Roma – 7 gennaio 2008 – I tentativi di risolvere la crisi politica keniota finora non hanno prodotto nessun risultato concreto.
Il governo di Mwai Kibaki e il partito Orange Democratic Movement (ODM) di Amolo Raila Odinga hanno impostazioni molto diverse. Mentre l’opposizione cerca di essere flessibile nel cercare la soluzione, il governo non dà segnali chiari di essere disposto ad accomodare le proposte dell’opposizione.
Fino ad oggi l’opposizione ha fatto queste proposte: ricontare i voti presidenziali; formare un governo di transizione e avere nuove elezioni presidenziali entro 3 mesi; coinvolgere mediatori internazionali nel dialogo con il governo per trovare una soluzione condivisa da entrambe le parti.
Tutte le proposte finora presentate dalla parte di Presidente Kibaki puntano verso la risoluzione della crisi in modo che lui rimanga al potere. Lui si è già dichiarato a favore di una rielezione se il tribunale keniota annulla le elezioni. Ma l’opposizione non si fida del sistema giuridico del Paese visto che i tribunali sono pieni di giudici nominati direttamente da Kibaki, che potrebbero non annullare le elezioni se il caso andasse in tribunale. In fatti, l’idea di Kibaki di portare il caso in tribunale può essere una strategia per calmare le proteste, e tenere le mani legate all’opposizione perché una volta che il caso va in tribunale, non si può fare altro che aspettare le indagini e la sentenza, che potrebbe arrivare dopo anni, e probabilmente non a favore dell’opposizione.
L’altra proposta di Kibaki è quella di formare un governo di unità nazionale, che può sembrare una buona cosa, ma che in realtà presuppone che lui abbia vinto le elezioni e che sarà lui il capo del governo di unità nazionale. Questo tipo di governo non può essere accettato dall’opposizione e sicuramente non può funzionare perché non si può avere un capo di governo che il popolo è convinto di non aver eletto, e mettere sotto di lui Odinga, che il popolo sa di aver eletto.
Infatti come risposta a questa proposta di Kibaki, Odinga ha detto che “dovremmo essere noi ad invitarlo (Kibaki) al governo di unità nazionale perchè sappiamo benissimo di aver vinto le elezioni.”
È anche da sottolineare che nel 2002, Kibaki è stato eletto presidente perché è stato appoggiato da Odinga. Ma quando Kibaki non è rimasto fedele al programma iniziale, non impegnandosi a combattere la corruzione e rifiutando di fare una nuova costituzione che riducesse i poteri del presidente, Odinga ha rotto con il governo e formato un partito d’opposizione. Odinga dice che non si fida di Kibaki perché ha già dimostrato in passato di non essere uno che rispetta i patti.

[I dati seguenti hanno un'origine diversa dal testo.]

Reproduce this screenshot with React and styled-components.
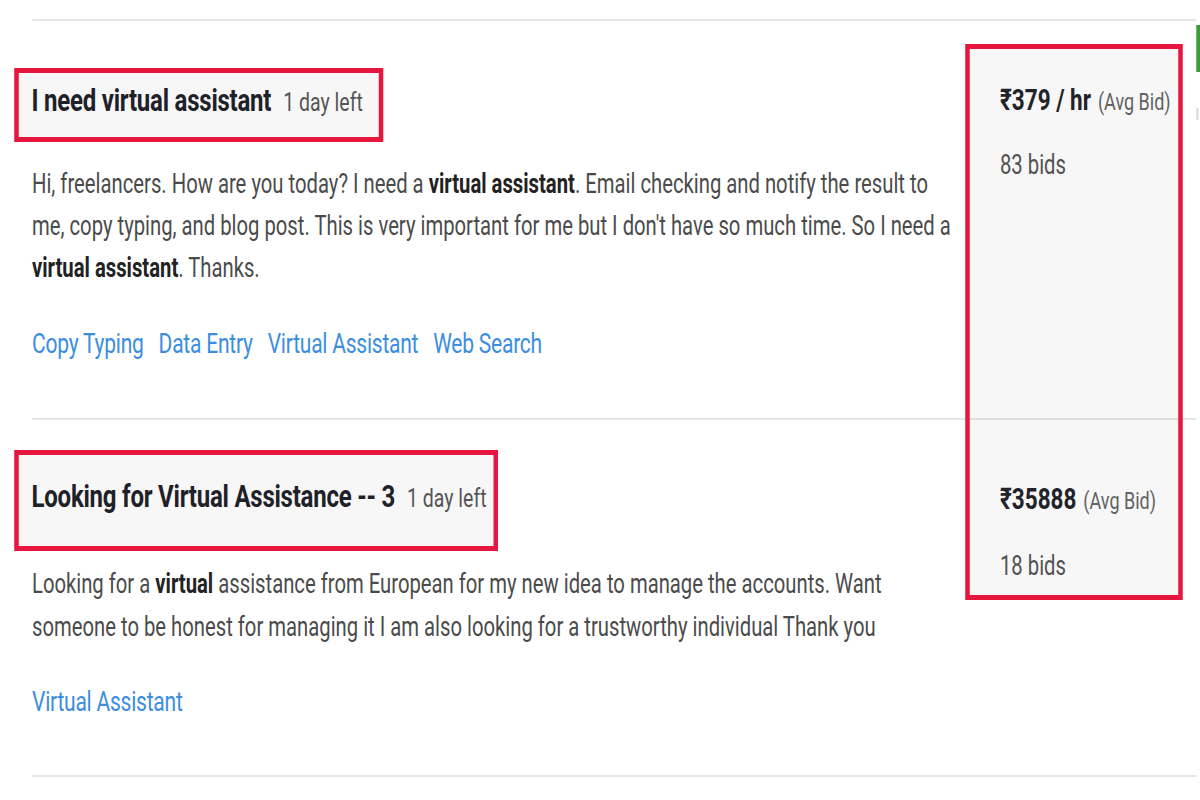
import React from "react";
import styled, { createGlobalStyle } from "styled-components";

// the screenshot is horizontally squeezed, so the whole stage is condensed
const K = 0.75;
const h = (px) => `${(px / K).toFixed(2)}px`;

const projects = [
  {
    id: 1,
    title: "I need virtual assistant",
    left: "1 day left",
    top: 47,
    padTop: 7,
    padBottom: 15,
    right: 16,
    bodyTop: 21,
    bodyLine: 42,
    tagsTop: 34,
    bottom: 53,
    bidsTop: 21,
    lines: [
      <>
        Hi, freelancers. How are you today? I need a <strong>virtual assistant</strong>. Email
        checking and notify the result to
      </>,
      <>
        me, copy typing, and blog post. This is very important for me but I don't have so much
        time. So I need a
      </>,
      <>
        <strong>virtual assistant</strong>. Thanks.
      </>,
    ],
    tags: ["Copy Typing", "Data Entry", "Virtual Assistant", "Web Search"],
    price: "₹379 / hr",
    bids: "83 bids",
  },
  {
    id: 2,
    title: "Looking for Virtual Assistance -- 3",
    left: "1 day left",
    top: 30,
    padTop: 21,
    padBottom: 28,
    right: 7,
    bodyTop: 12,
    bodyLine: 43,
    tagsTop: 32,
    bottom: 52,
    bidsTop: 23,
    lines: [
      <>
        Looking for a <strong>virtual</strong> assistance from European for my new idea to manage
        the accounts. Want
      </>,
      <>
        someone to be honest for managing it I am also looking for a trustworthy individual Thank
        you
      </>,
    ],
    tags: ["Virtual Assistant"],
    price: "₹35888",
    bids: "18 bids",
  },
];

function App() {
  return (
    <>
      <GlobalStyle />
      <Stage>
        <Main>
          <List>
            {projects.map((p) => (
              <Row key={p.id} $bottom={p.bottom}>
                <Details>
                  <TitleBox
                    $top={p.top}
                    $padTop={p.padTop}
                    $padBottom={p.padBottom}
                    $right={p.right}
                  >
                    <Title>{p.title}</Title>
                    <TimeLeft>{p.left}</TimeLeft>
                  </TitleBox>
                  <Description $top={p.bodyTop} $line={p.bodyLine}>
                    {p.lines.map((line, i) => (
                      <Line key={i}>{line}</Line>
                    ))}
                  </Description>
                  <Tags $top={p.tagsTop}>
                    {p.tags.map((t) => (
                      <Tag key={t} href="#">
                        {t}
                      </Tag>
                    ))}
                  </Tags>
                </Details>
                <PriceCol>
                  <Price>
                    {p.price}
                    <AvgBid>(Avg Bid)</AvgBid>
                  </Price>
                  <Bids $top={p.bidsTop}>{p.bids}</Bids>
                </PriceCol>
              </Row>
            ))}
          </List>
        </Main>
        <Sidebar>
          <GreenTab />
          <GreyTick />
        </Sidebar>
        <BidHighlight />
      </Stage>
    </>
  );
}

const GlobalStyle = createGlobalStyle`
  html, body {
    margin: 0;
    padding: 0;
    overflow: hidden;
    background: #fff;
  }
  body {
    font-family: Roboto, "Noto Sans", "Liberation Sans", sans-serif;
  }
`;

const Stage = styled.div`
  position: relative;
  display: flex;
  width: ${h(1200)};
  height: 800px;
  transform: scaleX(${K});
  transform-origin: 0 0;
  background: #fff;
`;

const Main = styled.main`
  box-sizing: border-box;
  width: ${h(1196)};
  padding: 19px 0 0 ${h(32)};
`;

const List = styled.section`
  border-top: 2px solid #e6e6e6;
`;

const Row = styled.article`
  display: grid;
  grid-template-columns: ${h(968)} 1fr;
  padding-bottom: ${(p) => p.$bottom}px;
  border-bottom: 2px solid #e6e6e6;
`;

const Details = styled.div`
  display: flex;
  flex-direction: column;
  align-items: flex-start;
`;

const TitleBox = styled.h2`
  display: inline-flex;
  align-items: baseline;
  margin: ${(p) => p.$top}px 0 0 -${h(18)};
  padding: ${(p) => p.$padTop}px ${(p) => h(p.$right)} ${(p) => p.$padBottom}px ${h(13)};
  border: 5px solid #e6163e;
  border-left-width: ${h(5)};
  border-right-width: ${h(5)};
  background: #f7f7f7;
  line-height: 40px;
`;

const Title = styled.span`
  font-size: 32px;
  font-weight: 700;
  color: #1f2128;
  letter-spacing: -0.3px;
`;

const TimeLeft = styled.span`
  margin-left: ${h(12)};
  font-size: 26px;
  font-weight: 400;
  color: #555;
`;

const Description = styled.p`
  margin: ${(p) => p.$top}px 0 0;
  font-size: 27px;
  line-height: ${(p) => p.$line}px;
  color: #4b4b4b;
  white-space: nowrap;

  strong {
    font-weight: 700;
    color: #222;
  }
`;

const Line = styled.span`
  display: block;
`;

const Tags = styled.div`
  display: flex;
  gap: ${h(15)};
  margin-top: ${(p) => p.$top}px;
`;

const Tag = styled.a`
  font-size: 28px;
  letter-spacing: -0.3px;
  line-height: 42px;
  color: #3b8de0;
  text-decoration: none;
`;

const PriceCol = styled.div`
  padding-top: 58px;
`;

const Price = styled.div`
  font-size: 30px;
  font-weight: 700;
  line-height: 42px;
  color: #23252b;
  white-space: nowrap;
`;

const AvgBid = styled.span`
  margin-left: ${h(7)};
  font-size: 24px;
  font-weight: 400;
  color: #666;
`;

const Bids = styled.div`
  margin-top: ${(p) => p.$top}px;
  font-size: 27px;
  line-height: 42px;
  color: #555;
`;

const Sidebar = styled.aside`
  flex: 1;
  display: flex;
  flex-direction: column;
  gap: 36px;
  padding-top: 25px;
`;

const GreenTab = styled.div`
  height: 47px;
  background: #3a9e3c;
`;

const GreyTick = styled.div`
  width: 60%;
  height: 12px;
  background: #ddd;
`;

// red annotation drawn over the bid column of both rows
const BidHighlight = styled.div`
  position: absolute;
  top: 44px;
  left: ${h(965)};
  width: ${h(218)};
  height: 556px;
  box-sizing: border-box;
  border: 5px solid #e6163e;
  border-left-width: ${h(5)};
  border-right-width: ${h(5)};
  background: rgba(0, 0, 0, 0.03);
  pointer-events: none;
`;

export default App;
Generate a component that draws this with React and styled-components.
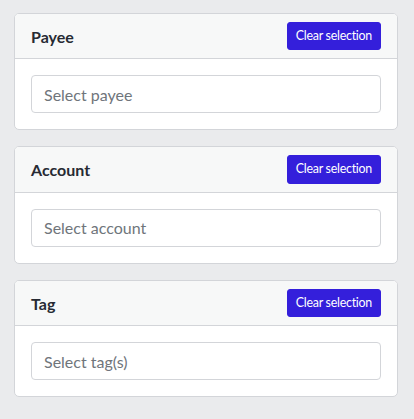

Qualcuno dice che siccome il partito di Odinga ha la maggioranza in Parlamento, dovrebbe accettare la sconfitta e poi andare in parlamento a chiedere voto di sfiducia al governo di Kibaki. Questa proposta non può funzionare perché Odinga si troverebbe "fregato". In Kenya è il presidente a decidere quando convocare le sedute del Parlamento e con quale ordine del giuorno, perciò Kibaki potrebbe rimandare all’infinito le sedute parlamentari, magari convocandone una ogni sei mesi e mettendo in agenda altri argomenti da discutere.
La negoziazione della soluzione alla crisi politica in Kenya deve essere fatta sotto mediatori internazionali credibili accettati dalle due parti in conflitto. Questa negoziazione deve affrontare il vero problema che ha scatenato le proteste, cioè i brogli dei risultati delle elezioni presidenziali. Non si devono cercare modi di calmare le proteste senza affrontare la causa delle proteste.
La proposta di lasciare Kibaki al potere, anche se l’opposizione sarà costretto ad accettarla per amore della patria, sicuramente non sarà mai accettata dalla maggioranza dei kenioti che sa di non aver eletto Kibaki presidente.
Tale proposta creerebbe un cattivo precedente in Kenya, insegnando ai politici che se vogliono vincere elezioni non devono convincere le elettori ma avere il controllo della commissione elettorale del Kenya.
La vera soluzione sarebbe ritornare alle urne sotto osservatori internazionali. Le nuove elezioni non devono essere organizzate della commissione elettorale del Kenya che si è dimostrato incapace di svolgere questo importantissimo ruolo. Visto che l’opposizione e il governo sono convinti di aver vinto le elezioni, non dovrebbe essere difficile per loro tornare alle urne in modo trasparente cosi che il popolo keniota possa avere l’ultima parola su chi li governerà.